The first rally was held in 2018 in the wake of the Parkland, Fla., school shooting that left 17 dead at Stoneman High School.

In addition to the Washington march, over 100 sister events will be held this weekend in the U.S. in nearly every state. The group’s mission is to reduce the number of gun-violence deaths in the U.S.

“Born out of a tragic school shooting, March For Our Lives is a courageous youth-led movement dedicated to promoting civic engagement, education, and direct action by youth to eliminate the epidemic of gun violence,” the group founded by survivors of the Parkland school shooting said. 

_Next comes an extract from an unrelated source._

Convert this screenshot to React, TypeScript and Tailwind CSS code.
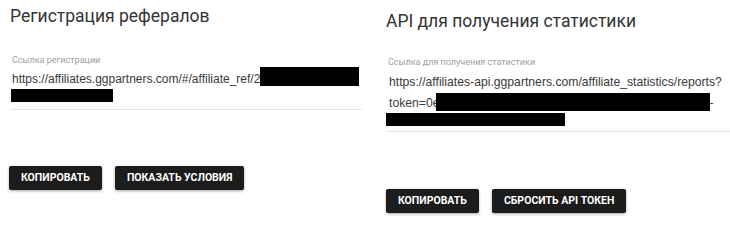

The 2018 rally drew thousands, making it one of the largest youth-led rallies ever in Washington. 

One of the group’s founders, David Hogg, wrote an op-ed on Fox News’ website. Hogg was among the survivors of the Parkland school shooting. 

“I want to state unequivocally that I am not anti-gun. In fact, the movement I helped to start has been pro-Second Amendment from day one,” Hogg wrote. “There are so many things that we may disagree on, but there is also a lot we do agree on. The problem is that we don’t listen to each other long enough to find out. What we both can’t accept is the idea that we can’t do anything to stop the murder of children. We can. We all desperately want to protect our kids. Let’s start there and find common ground to take action because the next shooter is already plotting his attack.”

The march is coming amid discussions on Capitol Hill to enact new gun laws. The U.S. House approved on Thursday legislation that raises the age to purchase assault-style rifles to 21 and prohibits the sale of ammunition magazines with a capacity of more than 15 rounds.

The bill had the support of five Republican House members. Democrats would need 10 of 50 Republican senators to join them to approve any reforms.